● Instructions for the task
Exclude images, then output the remaining data verbatim.
=-=-=-=-=
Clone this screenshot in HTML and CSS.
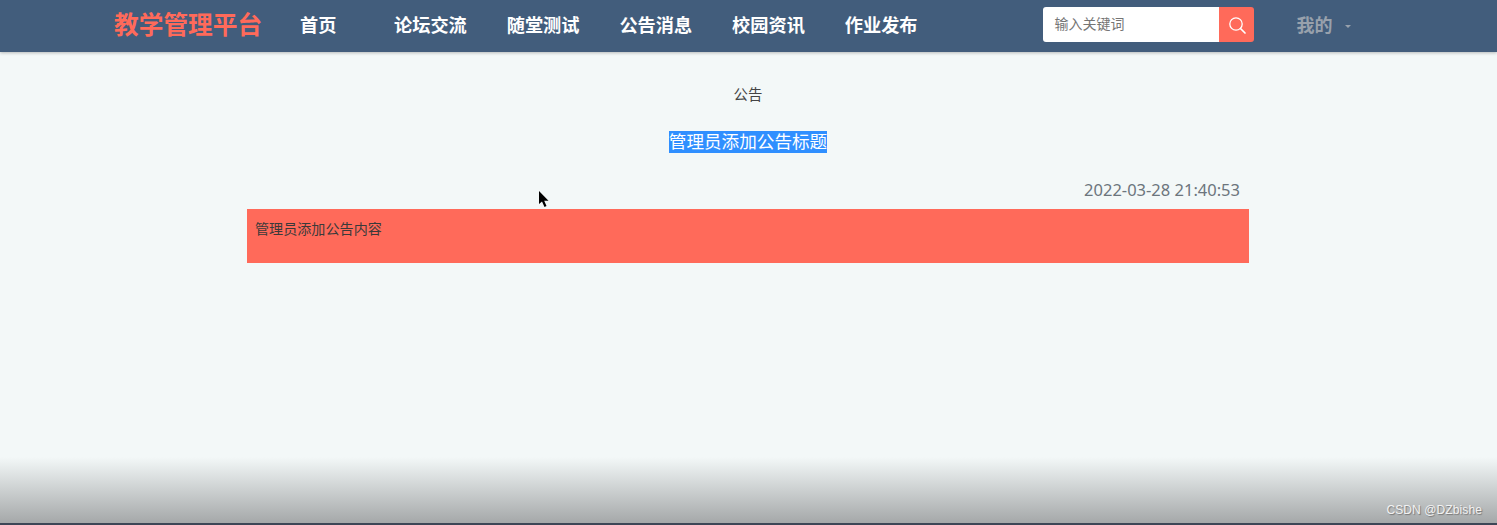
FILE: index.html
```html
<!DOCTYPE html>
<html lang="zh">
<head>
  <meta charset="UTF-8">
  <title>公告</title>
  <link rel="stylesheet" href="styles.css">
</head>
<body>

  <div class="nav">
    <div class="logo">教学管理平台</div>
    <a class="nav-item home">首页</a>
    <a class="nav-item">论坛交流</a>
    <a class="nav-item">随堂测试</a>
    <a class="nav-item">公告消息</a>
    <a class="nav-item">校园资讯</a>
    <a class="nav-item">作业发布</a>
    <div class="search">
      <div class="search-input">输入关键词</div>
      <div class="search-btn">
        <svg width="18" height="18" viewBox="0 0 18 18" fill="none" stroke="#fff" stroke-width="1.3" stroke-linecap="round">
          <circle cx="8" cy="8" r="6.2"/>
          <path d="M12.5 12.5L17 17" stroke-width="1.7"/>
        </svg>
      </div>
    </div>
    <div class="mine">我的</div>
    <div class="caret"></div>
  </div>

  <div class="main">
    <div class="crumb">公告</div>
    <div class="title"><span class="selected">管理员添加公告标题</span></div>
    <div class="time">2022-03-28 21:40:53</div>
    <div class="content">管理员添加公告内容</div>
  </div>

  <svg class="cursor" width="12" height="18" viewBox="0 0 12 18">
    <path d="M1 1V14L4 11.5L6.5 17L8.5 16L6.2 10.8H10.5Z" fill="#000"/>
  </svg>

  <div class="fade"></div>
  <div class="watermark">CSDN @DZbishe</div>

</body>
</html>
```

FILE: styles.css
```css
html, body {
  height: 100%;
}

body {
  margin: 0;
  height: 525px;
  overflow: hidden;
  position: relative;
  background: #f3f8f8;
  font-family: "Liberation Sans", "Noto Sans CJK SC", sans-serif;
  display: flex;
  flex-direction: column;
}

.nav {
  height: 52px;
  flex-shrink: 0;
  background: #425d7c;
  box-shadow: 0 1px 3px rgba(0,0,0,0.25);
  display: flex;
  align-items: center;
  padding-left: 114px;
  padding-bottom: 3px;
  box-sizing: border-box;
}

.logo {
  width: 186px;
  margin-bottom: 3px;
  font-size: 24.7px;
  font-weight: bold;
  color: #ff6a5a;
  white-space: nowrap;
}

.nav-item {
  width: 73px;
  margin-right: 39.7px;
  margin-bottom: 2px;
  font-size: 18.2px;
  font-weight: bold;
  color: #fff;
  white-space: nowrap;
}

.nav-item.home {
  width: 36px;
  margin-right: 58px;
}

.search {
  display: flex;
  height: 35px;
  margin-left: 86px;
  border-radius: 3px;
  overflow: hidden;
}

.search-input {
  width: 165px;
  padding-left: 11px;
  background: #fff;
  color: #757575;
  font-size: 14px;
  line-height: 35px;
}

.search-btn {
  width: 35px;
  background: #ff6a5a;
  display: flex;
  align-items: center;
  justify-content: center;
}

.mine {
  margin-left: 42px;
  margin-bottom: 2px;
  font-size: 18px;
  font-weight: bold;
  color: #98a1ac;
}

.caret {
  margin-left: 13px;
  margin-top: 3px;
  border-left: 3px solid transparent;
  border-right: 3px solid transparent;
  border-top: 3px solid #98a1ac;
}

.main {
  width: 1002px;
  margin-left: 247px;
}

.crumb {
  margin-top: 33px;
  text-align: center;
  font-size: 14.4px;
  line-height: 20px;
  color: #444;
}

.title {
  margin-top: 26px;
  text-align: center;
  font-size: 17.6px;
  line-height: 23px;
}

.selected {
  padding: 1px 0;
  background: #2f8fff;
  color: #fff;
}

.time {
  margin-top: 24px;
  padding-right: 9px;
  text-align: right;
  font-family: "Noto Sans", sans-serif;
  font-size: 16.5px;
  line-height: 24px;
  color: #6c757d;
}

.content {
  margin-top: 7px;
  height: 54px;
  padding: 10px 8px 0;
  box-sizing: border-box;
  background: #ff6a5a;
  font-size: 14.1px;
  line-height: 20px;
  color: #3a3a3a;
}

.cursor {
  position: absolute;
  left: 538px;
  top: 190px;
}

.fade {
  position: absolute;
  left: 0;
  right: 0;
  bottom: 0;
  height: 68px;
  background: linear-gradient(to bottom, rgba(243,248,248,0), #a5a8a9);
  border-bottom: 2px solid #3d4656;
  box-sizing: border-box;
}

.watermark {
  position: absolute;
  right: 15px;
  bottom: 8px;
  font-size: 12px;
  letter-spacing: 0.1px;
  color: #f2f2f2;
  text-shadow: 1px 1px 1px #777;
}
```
=-=-=-=-=
● Result below
Clone this screenshot in HTML and CSS.
FILE: index.html
```html
<!DOCTYPE html>
<html lang="zh">
<head>
  <meta charset="UTF-8">
  <title>公告</title>
  <link rel="stylesheet" href="styles.css">
</head>
<body>

  <div class="nav">
    <div class="logo">教学管理平台</div>
    <a class="nav-item home">首页</a>
    <a class="nav-item">论坛交流</a>
    <a class="nav-item">随堂测试</a>
    <a class="nav-item">公告消息</a>
    <a class="nav-item">校园资讯</a>
    <a class="nav-item">作业发布</a>
    <div class="search">
      <div class="search-input">输入关键词</div>
      <div class="search-btn">
        <svg width="18" height="18" viewBox="0 0 18 18" fill="none" stroke="#fff" stroke-width="1.3" stroke-linecap="round">
          <circle cx="8" cy="8" r="6.2"/>
          <path d="M12.5 12.5L17 17" stroke-width="1.7"/>
        </svg>
      </div>
    </div>
    <div class="mine">我的</div>
    <div class="caret"></div>
  </div>

  <div class="main">
    <div class="crumb">公告</div>
    <div class="title"><span class="selected">管理员添加公告标题</span></div>
    <div class="time">2022-03-28 21:40:53</div>
    <div class="content">管理员添加公告内容</div>
  </div>

  <svg class="cursor" width="12" height="18" viewBox="0 0 12 18">
    <path d="M1 1V14L4 11.5L6.5 17L8.5 16L6.2 10.8H10.5Z" fill="#000"/>
  </svg>

  <div class="fade"></div>
  <div class="watermark">CSDN @DZbishe</div>

</body>
</html>
```

FILE: styles.css
```css
html, body {
  height: 100%;
}

body {
  margin: 0;
  height: 525px;
  overflow: hidden;
  position: relative;
  background: #f3f8f8;
  font-family: "Liberation Sans", "Noto Sans CJK SC", sans-serif;
  display: flex;
  flex-direction: column;
}

.nav {
  height: 52px;
  flex-shrink: 0;
  background: #425d7c;
  box-shadow: 0 1px 3px rgba(0,0,0,0.25);
  display: flex;
  align-items: center;
  padding-left: 114px;
  padding-bottom: 3px;
  box-sizing: border-box;
}

.logo {
  width: 186px;
  margin-bottom: 3px;
  font-size: 24.7px;
  font-weight: bold;
  color: #ff6a5a;
  white-space: nowrap;
}

.nav-item {
  width: 73px;
  margin-right: 39.7px;
  margin-bottom: 2px;
  font-size: 18.2px;
  font-weight: bold;
  color: #fff;
  white-space: nowrap;
}

.nav-item.home {
  width: 36px;
  margin-right: 58px;
}

.search {
  display: flex;
  height: 35px;
  margin-left: 86px;
  border-radius: 3px;
  overflow: hidden;
}

.search-input {
  width: 165px;
  padding-left: 11px;
  background: #fff;
  color: #757575;
  font-size: 14px;
  line-height: 35px;
}

.search-btn {
  width: 35px;
  background: #ff6a5a;
  display: flex;
  align-items: center;
  justify-content: center;
}

.mine {
  margin-left: 42px;
  margin-bottom: 2px;
  font-size: 18px;
  font-weight: bold;
  color: #98a1ac;
}

.caret {
  margin-left: 13px;
  margin-top: 3px;
  border-left: 3px solid transparent;
  border-right: 3px solid transparent;
  border-top: 3px solid #98a1ac;
}

.main {
  width: 1002px;
  margin-left: 247px;
}

.crumb {
  margin-top: 33px;
  text-align: center;
  font-size: 14.4px;
  line-height: 20px;
  color: #444;
}

.title {
  margin-top: 26px;
  text-align: center;
  font-size: 17.6px;
  line-height: 23px;
}

.selected {
  padding: 1px 0;
  background: #2f8fff;
  color: #fff;
}

.time {
  margin-top: 24px;
  padding-right: 9px;
  text-align: right;
  font-family: "Noto Sans", sans-serif;
  font-size: 16.5px;
  line-height: 24px;
  color: #6c757d;
}

.content {
  margin-top: 7px;
  height: 54px;
  padding: 10px 8px 0;
  box-sizing: border-box;
  background: #ff6a5a;
  font-size: 14.1px;
  line-height: 20px;
  color: #3a3a3a;
}

.cursor {
  position: absolute;
  left: 538px;
  top: 190px;
}

.fade {
  position: absolute;
  left: 0;
  right: 0;
  bottom: 0;
  height: 68px;
  background: linear-gradient(to bottom, rgba(243,248,248,0), #a5a8a9);
  border-bottom: 2px solid #3d4656;
  box-sizing: border-box;
}

.watermark {
  position: absolute;
  right: 15px;
  bottom: 8px;
  font-size: 12px;
  letter-spacing: 0.1px;
  color: #f2f2f2;
  text-shadow: 1px 1px 1px #777;
}
```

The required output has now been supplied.